下を向くと、千恵子の腕からまだ血が流れていた。
浅野武樹の目が暗くなり、手際よくネクタイを抜き取って千恵子の腕を縛って血を止めた。
立ち上がってジャケットを脱ぎ、彼女を包み込んで大股で歩き出した。
寺田通は状況を見て、すぐに後を追った。
浅野武樹は足を止め、鋭い目で制圧された暴漢たちを見た。
「連れて帰って尋問しろ。彼女の傷は誰がやっつけたたのか」
腕の中の女は子供のように軽かった。浅野武樹の心は波立っていた。
いつからこんなに痩せたのか。
別荘の中庭で、寺田通は玄関を出たところで、また二、三歩戻ってきた。
「社長、外には……大勢の記者がいます」
記者?
浅野武樹は眉を引き上げ、腕の中の女性を見る目にも冷たさが満ちていた。
この場所は人里離れた場所にあり、知る人も少ない。
意図的に仕組まれたものでなければ、こんなに多くの記者が来るはずがない。
浅野武樹は無意識に力を入れ、腕の中の女性は痛みに眉をしかめた。
危険を自作自演して、記者を呼んで大々的に宣伝する。
確かに、腹黒い女の手口にぴったりだ。
寺田通は浅野武樹の顔色がころころ変わるのを見て、やむを得ず覚悟を決め、まず記者たちを解散させるよう提案した。
浅野武樹の唇に嘲るような冷たい笑みが漂った。
「必要ない。彼女の思い通りにさせてやろう。どんな手を使うか見てみよう」
寺田通は誰のことを指しているのか聞く勇気がなかった。
彼は覚悟を決め、深く息を吸い込んで、出口を出ると車のエンジンをかけた。
記者たちの騒音とフラッシュを無視して、浅野武樹と気を失った千恵子を乗せて出発した。

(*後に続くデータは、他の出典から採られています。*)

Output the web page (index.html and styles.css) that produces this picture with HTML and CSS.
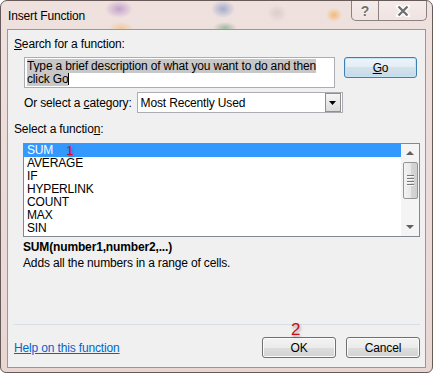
FILE: index.html
```html
<!DOCTYPE html>
<html lang="en">
<head>
    <meta charset="UTF-8">
    <title>Insert Function</title>
    <link rel="stylesheet" href="styles.css">
</head>
<body>
    <div class="window">
        <div class="titlebar">
            <span class="title">Insert Function</span>
            <div class="caption-buttons">
                <span class="cap-btn help">?</span>
                <span class="cap-btn close">
                    <svg width="14" height="12" viewBox="0 0 14 12">
                        <path d="M2 1 L12 11 M12 1 L2 11" stroke="#fff" stroke-width="5" stroke-linecap="round"/>
                        <path d="M2.5 1.5 L11.5 10.5 M11.5 1.5 L2.5 10.5" stroke="#707070" stroke-width="2.4"/>
                    </svg>
                </span>
            </div>
        </div>

        <div class="client">
            <div class="label"><u>S</u>earch for a function:</div>
            <div class="indent search-row">
                <div class="textbox">
                    <span class="sel">Type a brief description of what you want to do and then </span><br><span class="sel">click Go</span><span class="caret"></span>
                </div>
                <button class="btn default"><u>G</u>o</button>
            </div>
            <div class="indent category-row">
                <span>Or select a <u>c</u>ategory:</span>
                <div class="combo">
                    <span>Most Recently Used</span>
                    <span class="combo-arrow">
                        <svg width="7" height="4" viewBox="0 0 7 4"><path d="M0 0 H7 L3.5 4 Z" fill="#000"/></svg>
                    </span>
                </div>
            </div>

            <div class="label section">Select a functio<u>n</u>:</div>
            <div class="listbox">
                <ul class="items">
                    <li class="selected"><span>SUM</span><span class="mark mark-1">1</span></li>
                    <li>AVERAGE</li>
                    <li>IF</li>
                    <li>HYPERLINK</li>
                    <li>COUNT</li>
                    <li>MAX</li>
                    <li>SIN</li>
                </ul>
                <div class="scrollbar">
                    <span class="arrow up"></span>
                    <span class="thumb"><i></i><i></i><i></i><i></i></span>
                    <span class="arrow down"></span>
                </div>
            </div>

            <div class="signature">SUM(number1,number2,...)</div>
            <div class="desc">Adds all the numbers in a range of cells.</div>

            <div class="separator"></div>

            <div class="bottom-row">
                <a class="help-link" href="#">Help on this function</a>
                <div class="buttons">
                    <span class="mark mark-2">2</span>
                    <button class="btn">OK</button>
                    <button class="btn">Cancel</button>
                </div>
            </div>
        </div>
    </div>
</body>
</html>
```

FILE: styles.css
```css
body {
    margin: 0;
    background-color: #ffffff;
    font-family: "Liberation Sans", Arial, sans-serif;
    font-size: 12px;
    letter-spacing: -0.15px;
    color: #000;
}
.window {
    box-sizing: border-box;
    width: 433px;
    height: 373px;
    border: 1px solid #675b59;
    border-radius: 7px 7px 6px 6px;
    padding: 0 6px 4px 6px;
    display: flex;
    flex-direction: column;
    background:
        radial-gradient(ellipse 14px 9px at 118px 8px, rgba(160, 110, 190, 0.55), transparent),
        radial-gradient(ellipse 12px 6px at 120px 27px, rgba(240, 190, 110, 0.6), transparent),
        radial-gradient(ellipse 12px 9px at 222px 8px, rgba(100, 130, 190, 0.55), transparent),
        radial-gradient(ellipse 12px 6px at 224px 27px, rgba(110, 160, 120, 0.6), transparent),
        radial-gradient(ellipse 10px 9px at 276px 12px, rgba(170, 160, 160, 0.3), transparent),
        radial-gradient(ellipse 8px 7px at 333px 14px, rgba(245, 170, 70, 0.7), transparent),
        linear-gradient(#efe1de, #e8d6d3);
}
.titlebar {
    height: 28px;
    display: flex;
    align-items: center;
}
.title {
    padding-left: 1px;
    margin-top: 2px;
}
.caption-buttons {
    margin-left: auto;
    align-self: flex-start;
    display: flex;
    height: 19px;
    border: 1px solid #8c8180;
    border-top: none;
    border-radius: 0 0 5px 5px;
    background: linear-gradient(rgba(255, 255, 255, 0.35), rgba(255, 255, 255, 0.1));
    margin-right: -1px;
}
.cap-btn {
    display: flex;
    align-items: center;
    justify-content: center;
}
.help {
    width: 26px;
    border-right: 1px solid #8c8180;
    font-weight: bold;
    font-size: 14px;
    color: #707070;
    text-shadow: 0 0 2px #fff, 0 0 1px #fff;
}
.close {
    width: 47px;
}
.client {
    flex: 1;
    background-color: #f0f0f0;
    border: 1px solid #9c9696;
    padding: 0 5px 0 6px;
    display: flex;
    flex-direction: column;
}
.label {
    line-height: 14px;
    padding-top: 7px;
}
.indent {
    padding-left: 10px;
    display: flex;
    align-items: flex-start;
}
.search-row {
    margin-top: 6px;
    gap: 9px;
}
.textbox {
    box-sizing: border-box;
    width: 311px;
    height: 31px;
    background: #fff;
    border: 1px solid #abadb3;
    padding: 2px 2px 0 2px;
    line-height: 13px;
    white-space: nowrap;
}
.sel {
    background-color: #c7c7c7;
}
.caret {
    display: inline-block;
    width: 1px;
    height: 12px;
    background: #000;
    vertical-align: -2px;
}
.btn {
    box-sizing: border-box;
    width: 74px;
    height: 21px;
    padding: 0;
    border: 1px solid #707070;
    border-radius: 3px;
    background: linear-gradient(#f3f3f3 0%, #ebebeb 50%, #dedede 50%, #d2d2d2 100%);
    box-shadow: inset 0 0 0 1px #fbfbfb;
    font-family: inherit;
    font-size: 12px;
    letter-spacing: inherit;
    color: #000;
}
.btn.default {
    width: 73px;
    border-color: #3c7fb1;
    background: linear-gradient(#eef5fa 0%, #e2edf5 50%, #d3e2ed 50%, #c8dae7 100%);
    box-shadow: inset 0 0 0 1px #c4e5f6;
}
.category-row {
    margin-top: 4px;
    align-items: center;
    gap: 5px;
}
.combo {
    box-sizing: border-box;
    width: 206px;
    height: 21px;
    background: #fff;
    border: 1px solid #abadb3;
    display: flex;
    align-items: center;
    padding: 0 1px 0 3px;
}
.combo span:first-child {
    flex: 1;
}
.combo-arrow {
    box-sizing: border-box;
    width: 16px;
    height: 19px;
    border: 1px solid #8f8f8f;
    background: linear-gradient(#f5f5f5, #dcdcdc);
    display: flex;
    align-items: center;
    justify-content: center;
}
.section {
    padding-top: 9px;
}
.listbox {
    box-sizing: border-box;
    margin: 7px 0 0 9px;
    height: 94px;
    border: 1px solid #828790;
    background: #fff;
    display: flex;
}
.items {
    list-style: none;
    margin: 0;
    padding: 0;
    flex: 1;
}
.items li {
    height: 13px;
    line-height: 13px;
    padding-left: 3px;
}
.items li.selected {
    display: flex;
    align-items: center;
    background-color: #3399ff;
    color: #fff;
}
.mark {
    color: #c8101a;
    text-shadow: 1px 2px 3px rgba(0, 0, 0, 0.35);
}
.mark-1 {
    font-size: 13px;
    line-height: 11px;
    margin-left: 13px;
}
.scrollbar {
    width: 18px;
    background: #f4f4f4;
    display: flex;
    flex-direction: column;
    align-items: center;
}
.arrow {
    width: 0;
    height: 0;
    border-left: 4px solid transparent;
    border-right: 4px solid transparent;
}
.arrow.up {
    margin-top: 7px;
    border-bottom: 4px solid #606060;
}
.arrow.down {
    margin-top: auto;
    margin-bottom: 7px;
    border-top: 4px solid #606060;
}
.thumb {
    box-sizing: border-box;
    margin-top: 7px;
    width: 15px;
    height: 37px;
    border: 1px solid #959595;
    border-radius: 2px;
    background: linear-gradient(90deg, #f3f3f3, #e8e8e8 50%, #d6d6d6 51%, #cfcfcf);
    display: flex;
    flex-direction: column;
    justify-content: center;
    align-items: center;
    gap: 1px;
}
.thumb i {
    width: 7px;
    height: 1px;
    background: #777;
    border-bottom: 1px solid #f8f8f8;
}
.signature {
    font-weight: bold;
    margin: 3px 0 0 9px;
    line-height: 14px;
}
.desc {
    margin: 2px 0 0 9px;
    line-height: 14px;
}
.separator {
    margin-top: 54px;
    height: 1px;
    background: #d6dfe6;
}
.bottom-row {
    margin-top: 12px;
    display: flex;
    align-items: center;
}
.help-link {
    color: #0066cc;
    text-decoration: underline;
}
.buttons {
    margin-left: auto;
    display: flex;
    gap: 10px;
    position: relative;
}
.mark-2 {
    position: absolute;
    left: 29px;
    top: -17px;
    font-size: 17px;
}
```
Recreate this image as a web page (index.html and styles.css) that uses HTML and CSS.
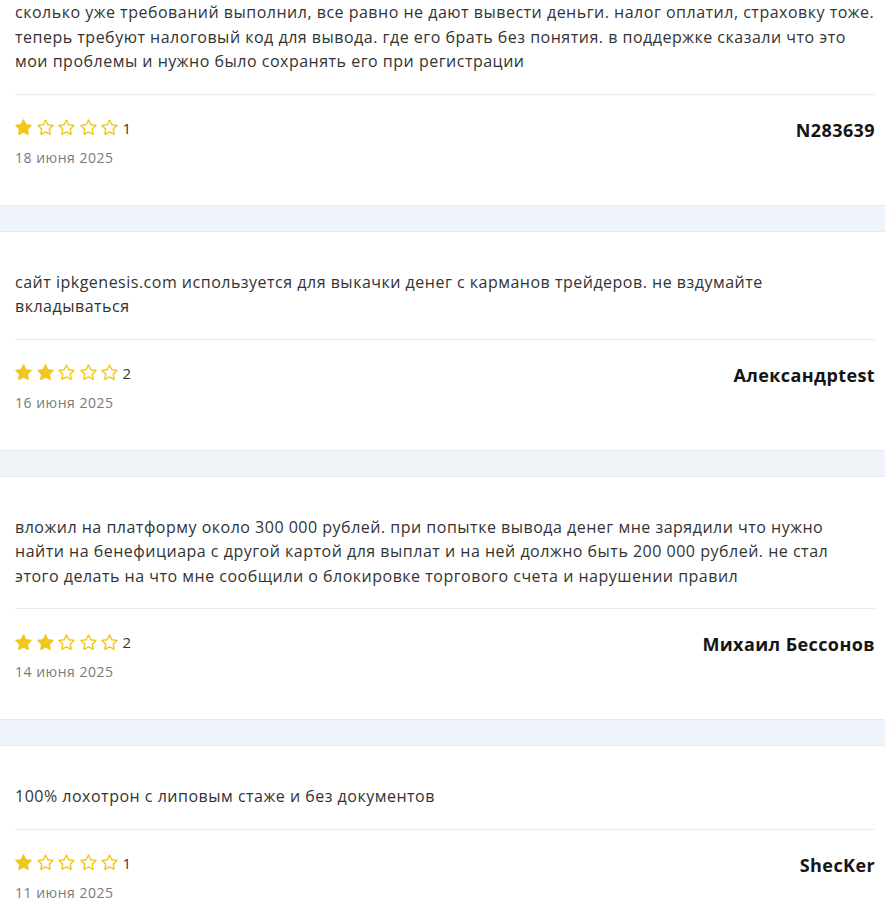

車は第一病院に向かって走り、浅野武樹はますます強くなる生臭い血の匂いを感じていた。
彼は千恵子の手首のネクタイを締め直して止血を試みたが、全く効果がなかった。
数分もしないうちに、彼と千恵子の服は血でべたべたになっていた。
寺田通も異変に気付き、慎重に声をかけた。「社長、奥様は大丈夫でしょうか?」
浅野武樹はこめかみが激しく脈打ち、低く嗄れた声で言った。
「急げ!」
彼は確かに傷を確認したはずだった。それほど深刻な傷ではなかったのに、なぜ血が止まらないのか!